» STORED DATA
□ □ □ □ □

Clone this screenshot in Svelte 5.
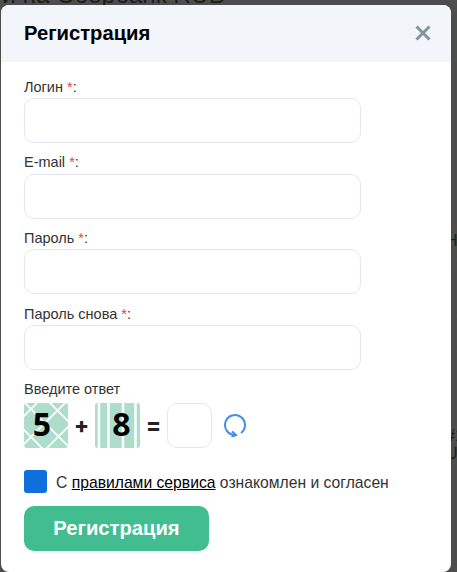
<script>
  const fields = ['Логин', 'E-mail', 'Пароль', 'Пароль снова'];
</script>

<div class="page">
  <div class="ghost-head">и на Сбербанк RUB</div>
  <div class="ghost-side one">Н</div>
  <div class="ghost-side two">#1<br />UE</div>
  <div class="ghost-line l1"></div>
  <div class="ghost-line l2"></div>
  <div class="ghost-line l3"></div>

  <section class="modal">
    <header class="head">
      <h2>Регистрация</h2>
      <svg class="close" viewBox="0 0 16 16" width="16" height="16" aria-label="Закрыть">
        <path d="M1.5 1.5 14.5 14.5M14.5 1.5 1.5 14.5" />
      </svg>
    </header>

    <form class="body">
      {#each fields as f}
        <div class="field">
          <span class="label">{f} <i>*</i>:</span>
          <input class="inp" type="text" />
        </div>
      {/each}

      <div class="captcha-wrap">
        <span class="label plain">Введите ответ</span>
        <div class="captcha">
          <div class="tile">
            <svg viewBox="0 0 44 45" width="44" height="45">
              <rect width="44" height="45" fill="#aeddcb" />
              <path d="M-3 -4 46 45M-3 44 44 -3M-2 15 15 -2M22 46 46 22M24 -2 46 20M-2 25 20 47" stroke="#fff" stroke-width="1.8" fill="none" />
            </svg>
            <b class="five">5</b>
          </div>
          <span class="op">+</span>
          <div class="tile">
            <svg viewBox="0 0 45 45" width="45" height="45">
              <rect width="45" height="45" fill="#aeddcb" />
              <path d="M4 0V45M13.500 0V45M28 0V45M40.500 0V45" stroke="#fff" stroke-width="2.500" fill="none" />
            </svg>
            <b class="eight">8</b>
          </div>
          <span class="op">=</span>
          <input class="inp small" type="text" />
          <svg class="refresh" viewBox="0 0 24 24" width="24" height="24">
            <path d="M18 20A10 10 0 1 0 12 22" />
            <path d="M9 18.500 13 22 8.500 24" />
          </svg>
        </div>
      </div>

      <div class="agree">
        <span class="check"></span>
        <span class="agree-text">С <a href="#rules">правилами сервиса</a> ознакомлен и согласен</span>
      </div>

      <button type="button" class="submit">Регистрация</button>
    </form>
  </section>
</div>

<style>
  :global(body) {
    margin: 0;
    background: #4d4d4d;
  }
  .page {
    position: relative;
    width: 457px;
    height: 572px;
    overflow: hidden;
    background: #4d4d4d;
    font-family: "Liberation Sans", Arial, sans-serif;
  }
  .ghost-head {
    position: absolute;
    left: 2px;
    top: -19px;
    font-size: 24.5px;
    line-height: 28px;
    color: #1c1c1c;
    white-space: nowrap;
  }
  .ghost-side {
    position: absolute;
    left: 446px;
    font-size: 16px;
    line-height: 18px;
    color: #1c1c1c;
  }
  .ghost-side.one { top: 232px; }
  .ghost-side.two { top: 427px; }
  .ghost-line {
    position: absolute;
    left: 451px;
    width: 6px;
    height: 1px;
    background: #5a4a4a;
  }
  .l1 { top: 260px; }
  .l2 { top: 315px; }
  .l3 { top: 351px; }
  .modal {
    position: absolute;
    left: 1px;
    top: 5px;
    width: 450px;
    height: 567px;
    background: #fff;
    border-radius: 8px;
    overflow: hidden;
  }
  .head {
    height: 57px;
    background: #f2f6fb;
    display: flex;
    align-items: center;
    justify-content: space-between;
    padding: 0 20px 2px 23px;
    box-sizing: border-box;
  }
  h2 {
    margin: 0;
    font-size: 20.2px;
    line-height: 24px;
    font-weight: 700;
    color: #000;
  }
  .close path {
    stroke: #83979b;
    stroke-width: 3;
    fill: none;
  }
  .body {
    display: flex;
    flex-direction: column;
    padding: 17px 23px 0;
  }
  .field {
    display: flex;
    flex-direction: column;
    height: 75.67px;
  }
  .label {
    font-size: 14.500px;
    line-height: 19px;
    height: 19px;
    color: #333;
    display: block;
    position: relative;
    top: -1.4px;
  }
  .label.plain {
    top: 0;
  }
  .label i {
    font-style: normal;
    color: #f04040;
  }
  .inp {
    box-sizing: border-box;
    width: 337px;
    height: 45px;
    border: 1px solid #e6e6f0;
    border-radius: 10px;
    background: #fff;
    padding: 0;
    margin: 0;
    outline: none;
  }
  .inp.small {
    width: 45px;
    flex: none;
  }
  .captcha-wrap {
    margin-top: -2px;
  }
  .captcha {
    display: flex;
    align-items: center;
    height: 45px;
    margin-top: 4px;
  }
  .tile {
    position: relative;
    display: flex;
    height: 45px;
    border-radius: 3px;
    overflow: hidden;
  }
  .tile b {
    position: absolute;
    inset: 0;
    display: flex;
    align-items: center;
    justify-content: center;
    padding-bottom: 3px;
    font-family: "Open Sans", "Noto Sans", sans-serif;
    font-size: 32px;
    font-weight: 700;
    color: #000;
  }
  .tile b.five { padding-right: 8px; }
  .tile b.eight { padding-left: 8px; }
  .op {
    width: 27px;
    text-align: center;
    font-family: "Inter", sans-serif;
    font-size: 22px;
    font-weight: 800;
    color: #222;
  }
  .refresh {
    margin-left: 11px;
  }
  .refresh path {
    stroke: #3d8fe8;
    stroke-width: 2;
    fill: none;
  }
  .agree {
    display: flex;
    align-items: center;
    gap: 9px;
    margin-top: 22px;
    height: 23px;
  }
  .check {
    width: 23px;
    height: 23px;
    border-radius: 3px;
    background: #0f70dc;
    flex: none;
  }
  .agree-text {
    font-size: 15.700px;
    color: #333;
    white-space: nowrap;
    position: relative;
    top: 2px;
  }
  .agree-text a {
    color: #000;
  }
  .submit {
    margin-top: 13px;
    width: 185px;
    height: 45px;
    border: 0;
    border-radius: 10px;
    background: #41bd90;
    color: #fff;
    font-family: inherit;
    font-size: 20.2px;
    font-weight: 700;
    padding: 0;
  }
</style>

□ □ □ □ □

» WORK TO DO
Reproduce each line exactly as it appears, omitting the pictures.

» RESULT FOR THIS EXERCISE
Clone this screenshot in Svelte 5.
<script>
  const fields = ['Логин', 'E-mail', 'Пароль', 'Пароль снова'];
</script>

<div class="page">
  <div class="ghost-head">и на Сбербанк RUB</div>
  <div class="ghost-side one">Н</div>
  <div class="ghost-side two">#1<br />UE</div>
  <div class="ghost-line l1"></div>
  <div class="ghost-line l2"></div>
  <div class="ghost-line l3"></div>

  <section class="modal">
    <header class="head">
      <h2>Регистрация</h2>
      <svg class="close" viewBox="0 0 16 16" width="16" height="16" aria-label="Закрыть">
        <path d="M1.5 1.5 14.5 14.5M14.5 1.5 1.5 14.5" />
      </svg>
    </header>

    <form class="body">
      {#each fields as f}
        <div class="field">
          <span class="label">{f} <i>*</i>:</span>
          <input class="inp" type="text" />
        </div>
      {/each}

      <div class="captcha-wrap">
        <span class="label plain">Введите ответ</span>
        <div class="captcha">
          <div class="tile">
            <svg viewBox="0 0 44 45" width="44" height="45">
              <rect width="44" height="45" fill="#aeddcb" />
              <path d="M-3 -4 46 45M-3 44 44 -3M-2 15 15 -2M22 46 46 22M24 -2 46 20M-2 25 20 47" stroke="#fff" stroke-width="1.8" fill="none" />
            </svg>
            <b class="five">5</b>
          </div>
          <span class="op">+</span>
          <div class="tile">
            <svg viewBox="0 0 45 45" width="45" height="45">
              <rect width="45" height="45" fill="#aeddcb" />
              <path d="M4 0V45M13.500 0V45M28 0V45M40.500 0V45" stroke="#fff" stroke-width="2.500" fill="none" />
            </svg>
            <b class="eight">8</b>
          </div>
          <span class="op">=</span>
          <input class="inp small" type="text" />
          <svg class="refresh" viewBox="0 0 24 24" width="24" height="24">
            <path d="M18 20A10 10 0 1 0 12 22" />
            <path d="M9 18.500 13 22 8.500 24" />
          </svg>
        </div>
      </div>

      <div class="agree">
        <span class="check"></span>
        <span class="agree-text">С <a href="#rules">правилами сервиса</a> ознакомлен и согласен</span>
      </div>

      <button type="button" class="submit">Регистрация</button>
    </form>
  </section>
</div>

<style>
  :global(body) {
    margin: 0;
    background: #4d4d4d;
  }
  .page {
    position: relative;
    width: 457px;
    height: 572px;
    overflow: hidden;
    background: #4d4d4d;
    font-family: "Liberation Sans", Arial, sans-serif;
  }
  .ghost-head {
    position: absolute;
    left: 2px;
    top: -19px;
    font-size: 24.5px;
    line-height: 28px;
    color: #1c1c1c;
    white-space: nowrap;
  }
  .ghost-side {
    position: absolute;
    left: 446px;
    font-size: 16px;
    line-height: 18px;
    color: #1c1c1c;
  }
  .ghost-side.one { top: 232px; }
  .ghost-side.two { top: 427px; }
  .ghost-line {
    position: absolute;
    left: 451px;
    width: 6px;
    height: 1px;
    background: #5a4a4a;
  }
  .l1 { top: 260px; }
  .l2 { top: 315px; }
  .l3 { top: 351px; }
  .modal {
    position: absolute;
    left: 1px;
    top: 5px;
    width: 450px;
    height: 567px;
    background: #fff;
    border-radius: 8px;
    overflow: hidden;
  }
  .head {
    height: 57px;
    background: #f2f6fb;
    display: flex;
    align-items: center;
    justify-content: space-between;
    padding: 0 20px 2px 23px;
    box-sizing: border-box;
  }
  h2 {
    margin: 0;
    font-size: 20.2px;
    line-height: 24px;
    font-weight: 700;
    color: #000;
  }
  .close path {
    stroke: #83979b;
    stroke-width: 3;
    fill: none;
  }
  .body {
    display: flex;
    flex-direction: column;
    padding: 17px 23px 0;
  }
  .field {
    display: flex;
    flex-direction: column;
    height: 75.67px;
  }
  .label {
    font-size: 14.500px;
    line-height: 19px;
    height: 19px;
    color: #333;
    display: block;
    position: relative;
    top: -1.4px;
  }
  .label.plain {
    top: 0;
  }
  .label i {
    font-style: normal;
    color: #f04040;
  }
  .inp {
    box-sizing: border-box;
    width: 337px;
    height: 45px;
    border: 1px solid #e6e6f0;
    border-radius: 10px;
    background: #fff;
    padding: 0;
    margin: 0;
    outline: none;
  }
  .inp.small {
    width: 45px;
    flex: none;
  }
  .captcha-wrap {
    margin-top: -2px;
  }
  .captcha {
    display: flex;
    align-items: center;
    height: 45px;
    margin-top: 4px;
  }
  .tile {
    position: relative;
    display: flex;
    height: 45px;
    border-radius: 3px;
    overflow: hidden;
  }
  .tile b {
    position: absolute;
    inset: 0;
    display: flex;
    align-items: center;
    justify-content: center;
    padding-bottom: 3px;
    font-family: "Open Sans", "Noto Sans", sans-serif;
    font-size: 32px;
    font-weight: 700;
    color: #000;
  }
  .tile b.five { padding-right: 8px; }
  .tile b.eight { padding-left: 8px; }
  .op {
    width: 27px;
    text-align: center;
    font-family: "Inter", sans-serif;
    font-size: 22px;
    font-weight: 800;
    color: #222;
  }
  .refresh {
    margin-left: 11px;
  }
  .refresh path {
    stroke: #3d8fe8;
    stroke-width: 2;
    fill: none;
  }
  .agree {
    display: flex;
    align-items: center;
    gap: 9px;
    margin-top: 22px;
    height: 23px;
  }
  .check {
    width: 23px;
    height: 23px;
    border-radius: 3px;
    background: #0f70dc;
    flex: none;
  }
  .agree-text {
    font-size: 15.700px;
    color: #333;
    white-space: nowrap;
    position: relative;
    top: 2px;
  }
  .agree-text a {
    color: #000;
  }
  .submit {
    margin-top: 13px;
    width: 185px;
    height: 45px;
    border: 0;
    border-radius: 10px;
    background: #41bd90;
    color: #fff;
    font-family: inherit;
    font-size: 20.2px;
    font-weight: 700;
    padding: 0;
  }
</style>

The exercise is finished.